Bagel Labs•Remote, North America•Today

We are Bagel - a frontier research collective engineering the backbone of a decentralized, open-source AI economy.

Role Overview

You will architect and optimize distributed inference systems for large language models. Your focus is on building scalable, fault-tolerant infrastructure that can serve open-source models like Llama, DeepSeek etc. across multiple nodes and regions, with efficient LoRA adaptation support.

Key Responsibilities

Design and implement distributed inference systems using vLLM across multiple nodes and regions.
Architect high-availability clusters with automatic failover and load balancing.
Build monitoring and observability systems for distributed inference (latency, throughput, GPU utilization).
Integrate with open-source model serving frameworks (DeepSeek, Text Generation Inference) in a distributed setting.
Design and optimize LoRA adaptation pipelines for efficient model fine-tuning and serving.
Document designs, review code, and post clear write-ups on blog.bagel.net.

Who You Might Be

You have a deep understanding of distributed systems and transformer inference. You enjoy architecting scalable infrastructure and optimizing every layer of the serving stack.

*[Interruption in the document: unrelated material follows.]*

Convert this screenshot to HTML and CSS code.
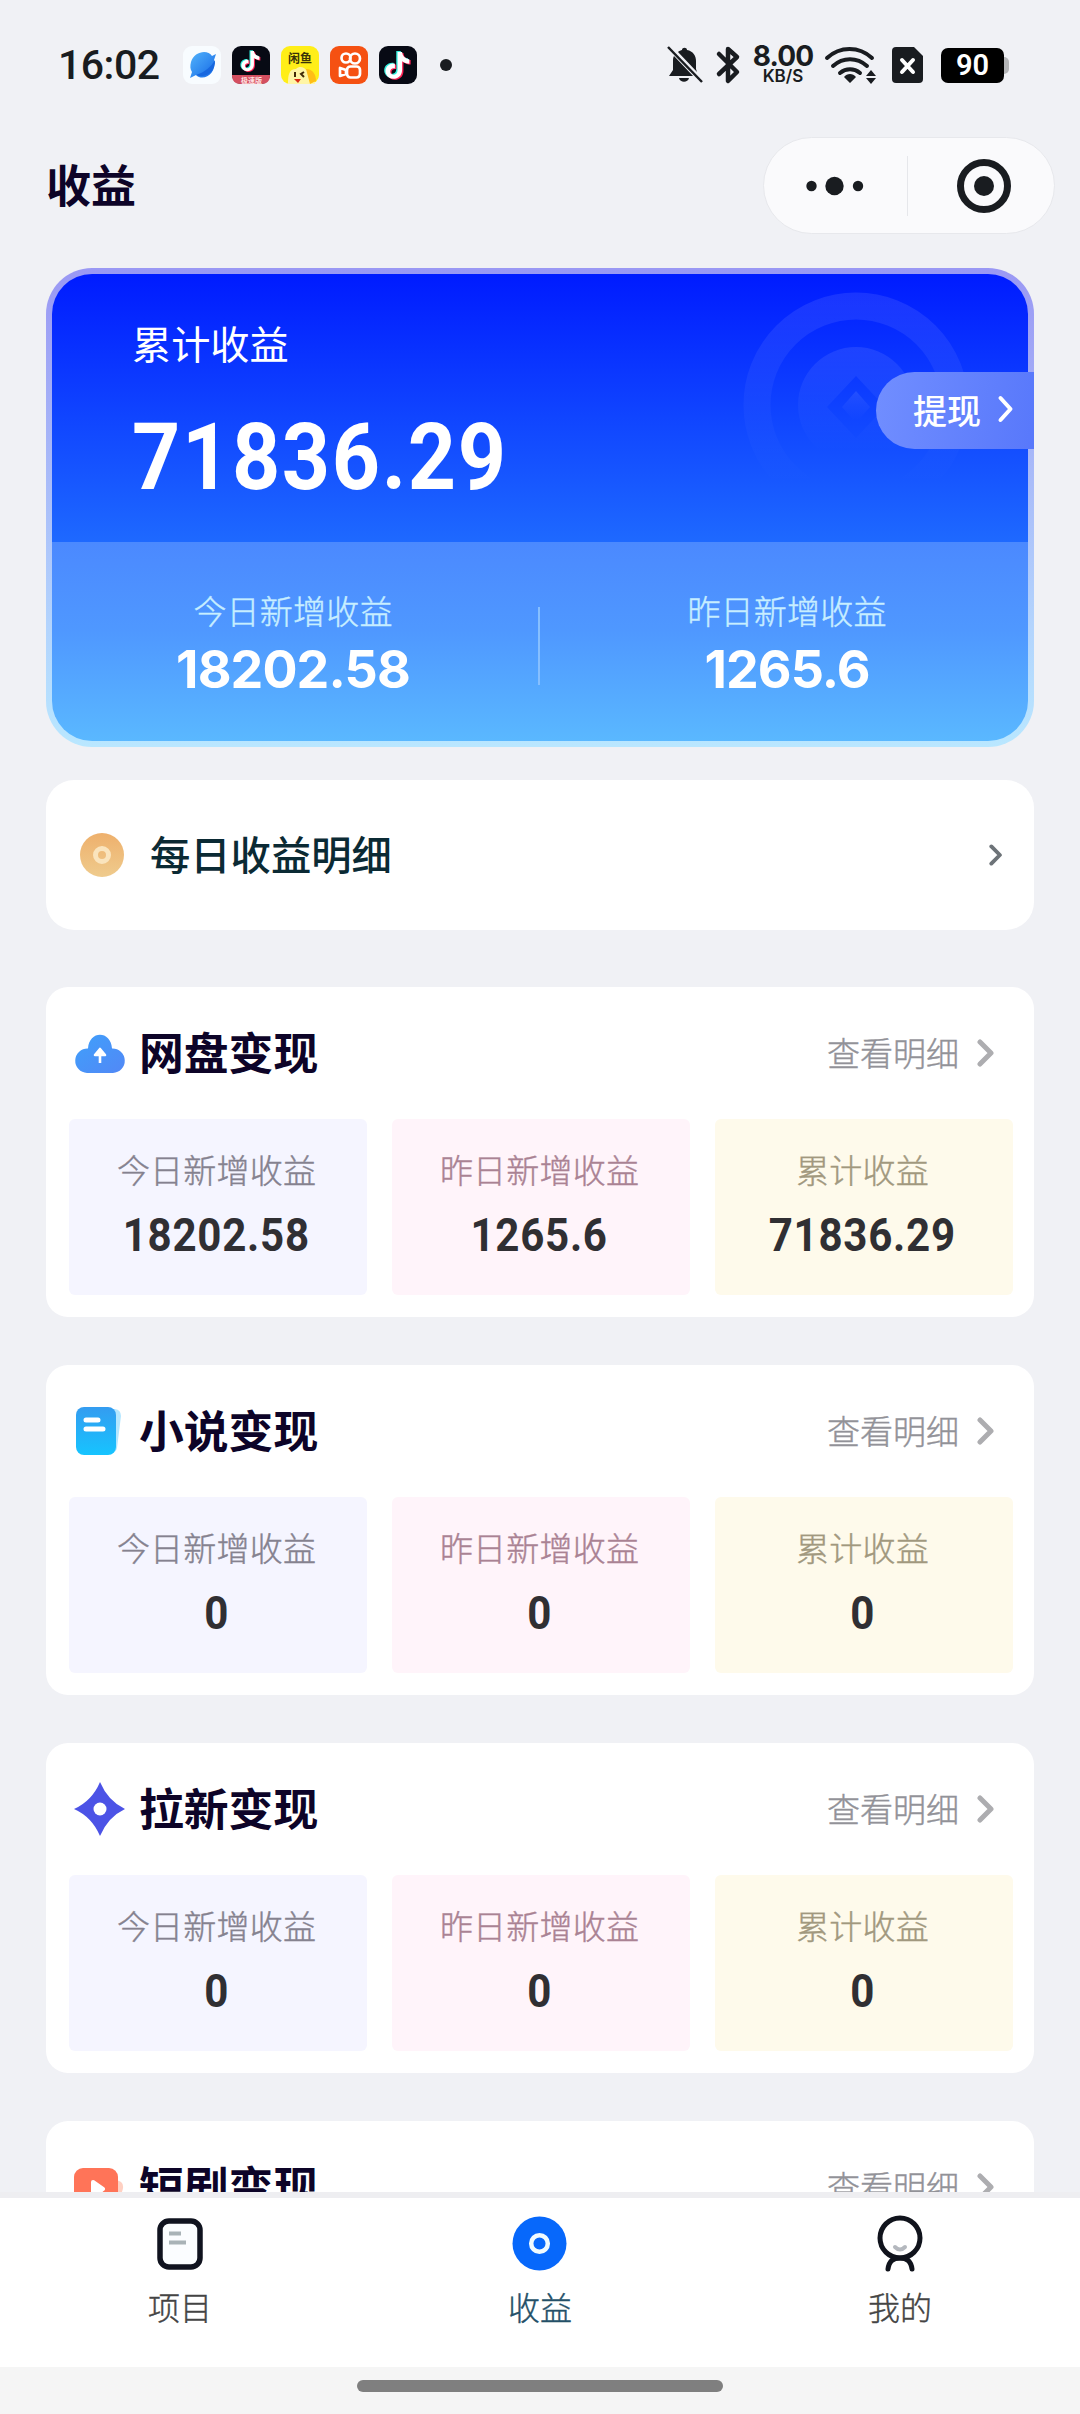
FILE: index.html
```html
<!DOCTYPE html>
<html lang="zh-CN">
<head>
<meta charset="utf-8">
<title>收益</title>
<link rel="stylesheet" href="styles.css">
</head>
<body>
<svg width="0" height="0" class="defs">
  <defs>
    <linearGradient id="planet" x1="0" y1="0" x2="1" y2="1"><stop offset="0" stop-color="#53b4fb"/><stop offset="1" stop-color="#1467e6"/></linearGradient>
    <linearGradient id="coin" x1="0" y1="0" x2="0" y2="1"><stop offset="0" stop-color="#eeb06c"/><stop offset="1" stop-color="#efcb8d"/></linearGradient>
    <linearGradient id="cloud" x1="0" y1="0" x2="1" y2="1"><stop offset="0" stop-color="#3fa0fb"/><stop offset="1" stop-color="#5288f6"/></linearGradient>
    <linearGradient id="book" x1="0" y1="0" x2="0" y2="1"><stop offset="0" stop-color="#349cf0"/><stop offset="1" stop-color="#16c4ff"/></linearGradient>
    <linearGradient id="fade" x1="0" y1="0" x2="0" y2="1"><stop offset="0" stop-color="#fff" stop-opacity=".09"/><stop offset=".45" stop-color="#fff" stop-opacity=".04"/><stop offset=".9" stop-color="#fff" stop-opacity="0"/></linearGradient>
    <path id="note" d="M14 0h5c.4 4.500 3.500 7.500 8 8v5c-3 0-5.800-1-8-2.700V20c0 11.500-15 13-18 4-2-7 4-12 10-11v5.200c-3-.8-5.500 1.200-5.200 4 .6 4.500 8.200 4 8.200-2z"/>
    <symbol id="more" viewBox="0 0 18 28"><path d="M3 3l11 11L3 25" fill="none" stroke="currentColor" stroke-width="5" stroke-linecap="round" stroke-linejoin="round"/></symbol>
  </defs>
</svg>
<header class="status">
  <span class="clock">16:02</span>
  <div class="apps">
    <svg width="38" height="38" viewBox="0 0 38 38"><rect width="38" height="38" rx="9" fill="#f8fcff"/><path d="M8 16C11 5 25 3 29 10l4-2-2 6c3 14-11 22-18 15l-6 3 2-6c-2-3-2-6-1-10z" fill="url(#planet)"/><path d="M32 14c1 12-10 19-19 15 9-3 15-8 19-15z" fill="#1767df"/></svg>
    <svg width="38" height="38" viewBox="0 0 38 38"><rect width="38" height="38" rx="9" fill="#070a14"/><g transform="translate(9 5) scale(.68)"><use href="#note" x="-1.500" y="-1" fill="#3ed"/><use href="#note" x="1.500" y="1" fill="#f25"/><use href="#note" fill="#fff"/></g><path d="M0 29h38c0 6-3 9-9 9H9c-6 0-9-3-9-9z" fill="#d44f60"/><text x="9" y="36.500" class="tiny">极速版</text></svg>
    <svg width="38" height="38" viewBox="0 0 38 38"><rect width="38" height="38" rx="9" fill="#ffee18"/><text x="7" y="17" class="fish">闲鱼</text><path d="M7 38c0-9 1-15 8-15 4-4 9-1 10 1 7 1 8 6 9 14z" fill="#fff5a5"/><path d="M25 23c7 0 10 6 10 12l-6 3z" fill="#ffbe16"/><path d="M14 26v5M23 26l-3 2 3 3" stroke="#432a08" stroke-width="2" fill="none"/><path d="M13 33h7l-3 4z" fill="#d72c14"/></svg>
    <svg width="38" height="38" viewBox="0 0 38 38"><rect width="38" height="38" rx="9" fill="#f55112"/><g fill="none" stroke="#fff" stroke-width="2.700" stroke-linejoin="round"><circle cx="16" cy="12" r="4.500"/><circle cx="25" cy="12.500" r="5"/><rect x="17" y="20.500" width="13" height="11" rx="3.500"/><path d="M16 24l-6-2v8l6-2z"/></g></svg>
    <svg width="38" height="38" viewBox="0 0 38 38"><rect width="38" height="38" rx="9" fill="#070a14"/><g transform="translate(6 6) scale(.9)"><use href="#note" x="-1.500" y="-1" fill="#3ed"/><use href="#note" x="1.500" y="1" fill="#f25"/><use href="#note" fill="#fff"/></g></svg>
  </div>
  <i class="dot"></i>
  <div class="signals">
    <svg width="36" height="38" viewBox="0 0 36 38" fill="#191c20"><path d="M11 6c1-1 3-2 4-2 0-3 5-3 5 0 6 1 9 6 9 11v8l1 3zM7 10l19 20H2l4-6V15c0-2 0-3 1-5zM12 32h10c-1 5-9 5-10 0z"/><path d="M1 1l34 35" stroke="#191c20" stroke-width="2.500"/></svg>
    <svg width="24" height="38" viewBox="0 0 24 38"><path d="M2 8l18 18-9 9V3l9 8L2 28" fill="none" stroke="#191c20" stroke-width="4.500" stroke-linecap="round" stroke-linejoin="round"/></svg>
    <div class="rate"><b>8.00</b><span>KB/S</span></div>
    <svg width="51" height="38" viewBox="0 0 51 38" fill="none"><path d="M2 12c13-12 32-12 45 0M8 20c10-9 24-9 34 0M15 27c6-5 14-5 20 0" stroke="#191c20" stroke-width="4" stroke-linecap="round"/><path d="M19 31c3-4 9-4 12 0l-6 6zM46 24l5 6H41zM41 32h10l-5 6z" fill="#191c20"/></svg>
    <svg width="31" height="38" viewBox="0 0 31 38"><path d="M4 1h18l9 9v23q0 4-4 4H4q-4 0-4-4V5q0-4 4-4z" fill="#191c20"/><path d="M10 14l11 12M21 14L10 26" stroke="#fff" stroke-width="4" stroke-linecap="round"/></svg>
    <div class="battery">90</div>
  </div>
</header>
<div class="titlebar">
  <h1>收益</h1>
  <div class="capsule">
    <svg width="48" height="20" viewBox="0 0 48 20" fill="#191c20"><circle cx="4.500" cy="10" r="5.200"/><circle cx="27.500" cy="10" r="9.200"/><circle cx="51" cy="10" r="5.200"/></svg>
    <i></i>
    <svg width="56" height="56" viewBox="0 0 56 56"><circle cx="28" cy="28" r="23.500" fill="none" stroke="#191c20" stroke-width="7"/><circle cx="28" cy="28" r="10" fill="#191c20"/></svg>
  </div>
</div>
<main>
  <section class="hero">
    <div class="total">
      <svg class="mark" width="226" height="226" viewBox="0 0 226 226"><circle cx="113" cy="113" r="99" fill="none" stroke="url(#fade)" stroke-width="27"/><path fill-rule="evenodd" fill="url(#fade)" d="M113 55a58 58 0 1 1 0 116a58 58 0 1 1 0-116zM113 84l-29 31 29 31 29-31z"/><path d="M113 99l-14 16 14 16 14-16z" fill="url(#fade)"/></svg>
      <p>累计收益</p>
      <strong>71836.29</strong>
      <a class="withdraw">提现<svg width="16" height="28" viewBox="0 0 16 28"><path d="M2.500 3l10 11-10 11" fill="none" stroke="#fff" stroke-width="4" stroke-linecap="round" stroke-linejoin="round"/></svg></a>
    </div>
    <div class="recent">
      <div><span>今日新增收益</span><b>18202.58</b></div>
      <i></i>
      <div><span>昨日新增收益</span><b>1265.6</b></div>
    </div>
  </section>
  <section class="daily">
    <svg width="44" height="44" viewBox="0 0 44 44"><circle cx="22" cy="22" r="22" fill="url(#coin)"/><circle cx="22" cy="22" r="6.500" fill="none" stroke="#fae4bd" stroke-width="5"/></svg>
    <h2>每日收益明细</h2>
    <svg class="arrow" width="14" height="22"><use href="#more"/></svg>
  </section>
  <section class="card">
    <header>
      <svg width="50" height="52" viewBox="0 0 50 52"><path d="M12 46a11.800 11.800 0 0 1 1-24.500C14 3 36 3 37 21.500A11.800 11.800 0 0 1 38 46z" fill="url(#cloud)"/><path d="M25 36V25M20 28l5-6 5 6z" fill="#fff" stroke="#fff" stroke-width="2.600" stroke-linejoin="round"/></svg>
      <h2>网盘变现</h2><a>查看明细</a><svg class="more" width="18" height="28"><use href="#more"/></svg>
    </header>
    <div class="tiles">
      <div><span>今日新增收益</span><b>18202.58</b></div><div><span>昨日新增收益</span><b>1265.6</b></div><div><span>累计收益</span><b>71836.29</b></div>
    </div>
  </section>
  <section class="card">
    <header>
      <svg width="50" height="52" viewBox="0 0 50 52"><path d="M35 4h5q6 1 6 7l-4 32q-1 5-7 6z" fill="#b5e7ff"/><rect x="1" y="2" width="40" height="48" rx="8" fill="url(#book)"/><path d="M11 15h12M11 24h17" stroke="#fff" stroke-width="5" stroke-linecap="round"/></svg>
      <h2>小说变现</h2><a>查看明细</a><svg class="more" width="18" height="28"><use href="#more"/></svg>
    </header>
    <div class="tiles">
      <div><span>今日新增收益</span><b>0</b></div><div><span>昨日新增收益</span><b>0</b></div><div><span>累计收益</span><b>0</b></div>
    </div>
  </section>
  <section class="card">
    <header>
      <svg width="50" height="54" viewBox="0 0 50 54"><path d="M25 0q8 19 25 27-17 8-25 27Q17 35-1 27 17 19 25 0z" fill="#4c53e6"/><circle cx="25" cy="27" r="6.500" fill="#fff"/></svg>
      <h2>拉新变现</h2><a>查看明细</a><svg class="more" width="18" height="28"><use href="#more"/></svg>
    </header>
    <div class="tiles">
      <div><span>今日新增收益</span><b>0</b></div><div><span>昨日新增收益</span><b>0</b></div><div><span>累计收益</span><b>0</b></div>
    </div>
  </section>
  <section class="card">
    <header>
      <svg width="50" height="52" viewBox="0 0 50 52"><path d="M40 19q9 1 8 8t-8 13z" fill="#ffd0c2"/><rect x="-1" y="7" width="44" height="40" rx="9" fill="#ff7458"/><path d="M18 21l10 7-10 8z" fill="#fff" stroke="#fff" stroke-width="4" stroke-linejoin="round"/></svg>
      <h2>短剧变现</h2><a>查看明细</a><svg class="more" width="18" height="28"><use href="#more"/></svg>
    </header>
  </section>
</main>
<nav>
  <a><svg width="58" height="58" viewBox="0 0 58 58"><rect x="9" y="6" width="40" height="46" rx="9" fill="#fbfdff" stroke="#10131f" stroke-width="5.500"/><path d="M18 18.500h12M18 27.500h17" stroke="#a9b3b7" stroke-width="4"/></svg>项目</a>
  <a class="on"><svg width="58" height="58" viewBox="0 0 58 58"><circle cx="28.500" cy="28.500" r="27" fill="#0768fb"/><circle cx="28.500" cy="28.500" r="8.300" fill="none" stroke="#f0fbff" stroke-width="4.500"/></svg>收益</a>
  <a><svg width="58" height="58" viewBox="0 0 58 58" fill="none" stroke="#10131c" stroke-width="5" stroke-linecap="round"><circle cx="29" cy="23" r="20"/><path d="M17 54c1-8 5-11 12-11s11 3 12 11"/><path d="M24 32q5 5 10 0" stroke="#b4b8be" stroke-width="4"/></svg>我的</a>
</nav>
<footer><i></i></footer>
</body>
</html>
```
FILE: styles.css
```css
* { box-sizing: border-box; margin: 0; padding: 0; }
body {
  width: 1080px;
  height: 2414px;
  overflow: hidden;
  display: flex;
  flex-direction: column;
  background: #f0f1f5;
  font-family: "Noto Sans CJK SC", sans-serif;
}
svg { display: block; flex: none; overflow: visible; }
.defs { position: absolute; }

.status { height: 130px; padding: 0 71px 0 58px; display: flex; align-items: center; flex: none; color: #191c20; }
.clock { width: 125px; font: 500 41px/48px Roboto, sans-serif; letter-spacing: -.5px; }
.apps { display: flex; gap: 11px; }
.tiny { font: 700 7px "Noto Sans CJK SC", sans-serif; fill: #ffe2e2; }
.fish { font: 700 12px "Noto Sans CJK SC", sans-serif; fill: #3b3408; }
.dot { width: 12px; height: 12px; margin-left: 23px; border-radius: 50%; background: #191c20; }
.signals { margin-left: auto; display: flex; align-items: center; }
.signals > svg:nth-child(2) { margin: 0 12px 0 14px; }
.rate { width: 60px; display: flex; flex-direction: column; align-items: center; font-family: Inter, sans-serif; }
.rate b { font-size: 28px; line-height: 23px; letter-spacing: -.8px; }
.rate span { font-size: 17px; font-weight: 600; line-height: 17px; }
.signals > svg:nth-child(4) { margin: 0 16px 0 12px; }
.battery {
  width: 63px; height: 35px; margin: 0 5px 0 18px; border-radius: 7px;
  background: #000; color: #fff; text-align: center;
  font: 600 29px/35px Roboto, sans-serif; position: relative;
}
.battery::after { content: ""; position: absolute; left: 63px; top: 9px; width: 5px; height: 17px; border-radius: 0 5px 5px 0; background: #b4b5b7; }

.titlebar { height: 138px; padding: 7px 25px 0 46px; display: flex; justify-content: space-between; flex: none; }
h1 { height: 96px; color: #0d0428; font-size: 45px; line-height: 94px; font-weight: 700; }
.capsule { width: 292px; height: 97px; padding: 0 42px 0 43px; border: 1px solid #e7e8ec; border-radius: 49px; background: #fafafc; display: flex; align-items: center; }
.capsule i { flex: none; width: 1px; height: 60px; margin: 0 48px 0 52px; background: #e6e7eb; }

main { height: 1924px; padding: 0 46px; overflow: hidden; flex: none; }
.hero { height: 479px; padding: 6px; border-radius: 46px; background: linear-gradient(#9a98f4, #a9bcf9 45%, #b3d4fd 75%, #b9e7ff); color: #fff; }
.total { height: 268px; padding: 40px 0 0 80px; position: relative; border-radius: 40px 40px 0 0; background: linear-gradient(#001bff, #1e69ff); }
.total p { font-size: 39.200px; line-height: 56px; }
.total strong { display: inline-block; margin-top: 34px; font: 700 92px/108px Roboto, sans-serif; transform: scaleX(.915); transform-origin: left; letter-spacing: 1.800px; }
.mark { position: absolute; left: 691px; top: 18px; }
.withdraw { position: absolute; right: -6px; top: 98px; width: 158px; height: 77px; padding: 0 20px 3px 37px; display: flex; align-items: center; justify-content: space-between; border-radius: 39px 0 0 39px; background: linear-gradient(100deg, #718eff, #5878fb); font-size: 34px; font-weight: 500; }
.recent { height: 199px; display: grid; grid-template-columns: 1fr 2px 1fr; border-radius: 0 0 40px 40px; background: linear-gradient(#4b89ff, #4f98ff 45%, #5ab8ff); }
.recent > div { display: flex; flex-direction: column; align-items: center; padding-top: 44px; }
.recent > div:first-child { padding-right: 5px; }
.recent > div:last-child { padding-left: 5px; }
.recent i { height: 78px; margin: 65px 1px 0 -1px; background: #86bfff; }
.recent span { font-size: 33px; line-height: 48px; font-weight: 300; letter-spacing: .2px; color: #c7eeff; -webkit-text-stroke: .4px; }
.recent b { margin-top: 5px; font: 700 52px/62px Inter, sans-serif; letter-spacing: -.9px; }

.daily { height: 150px; margin-top: 33px; padding: 0 31px 0 34px; display: flex; align-items: center; border-radius: 28px; background: #fff; }
.daily h2 { margin: -5px 0 0 26px; font-size: 40.300px; line-height: 56px; font-weight: 500; color: #0b2a34; }
.arrow { margin-left: auto; color: #6d7378; }

.card { height: 330px; margin-bottom: 48px; padding: 0 21px 0 23px; border-radius: 22px; background: #fff; overflow: hidden; }
.daily + .card { margin-top: 57px; }
.card header { height: 132px; padding: 0 18px 0 6px; display: flex; align-items: center; }
.card h2 { margin: -4px auto 0 14px; font-size: 44.800px; line-height: 64px; font-weight: 700; color: #0d0428; }
.card a { margin-top: -3px; font-size: 33px; line-height: 48px; font-weight: 300; color: #929298; -webkit-text-stroke: .4px; }
.more { margin-left: 18px; color: #adadb0; }
.tiles { display: grid; grid-template-columns: repeat(3, 1fr); gap: 25px; }
.tiles div { height: 176px; padding: 26px 3px 0 0; display: flex; flex-direction: column; align-items: center; border-radius: 6px; background: #f5f5ff; color: #85828f; }
.tiles div:nth-child(2) { background: #fff4fa; color: #aa8293; }
.tiles div:nth-child(3) { background: #fefaeb; color: #a1987e; }
.tiles span { font-size: 33px; line-height: 48px; font-weight: 300; letter-spacing: .2px; -webkit-text-stroke: .4px; }
.tiles b { margin-top: 15px; font: 700 46px/54px Roboto, sans-serif; transform: scaleX(.915); color: #302f33; letter-spacing: .8px; }

nav { height: 175px; border-top: 6px solid #eeeef1; background: #fff; display: grid; grid-template-columns: repeat(3, 1fr); flex: none; }
nav a { padding-top: 17px; display: flex; flex-direction: column; align-items: center; font-size: 32px; line-height: 46px; font-weight: 300; color: #444; -webkit-text-stroke: .4px; }
nav svg { margin-bottom: 10px; }
nav .on { color: #245068; }
footer { height: 47px; padding-top: 13px; background: #f5f5f5; flex: none; }
footer i { display: block; width: 366px; height: 12px; margin: 0 auto; border-radius: 6px; background: #7f7f7f; }
```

You're excited about making open-source models production-ready at scale and love diving into the internals of distributed model serving frameworks and efficient adaptation techniques.

Required Skills

At least 5 years of experience with distributed systems and production model serving.
Hands-on experience with distributed vLLM, Text Generation Inference, or similar frameworks.
Deep understanding of distributed systems concepts (consistency, availability, partitioning).
Experience with container orchestration (Kubernetes) and service mesh technologies.
Proven record of optimizing distributed inference latency and throughput.
Experience with GPU profiling and optimization in a distributed setting.
Strong understanding of LoRA and efficient fine-tuning techniques.

Bonus Skills

Contributions to open-source distributed model serving frameworks.
Experience with multi-region deployment and global load balancing.
Knowledge of distributed model quantization and sharding techniques.
Experience with dynamic LoRA switching and multi-adapter serving.
Talks or posts that explain distributed inference optimization in plain language.

What We Offer

A deeply technical culture where bold, frontier ideas are debated, stress-tested, and built.
Full remote flexibility within North American time zones.
Ownership of work that can set the direction for decentralized AI.
Paid travel opportunities to the top ML conferences around the world.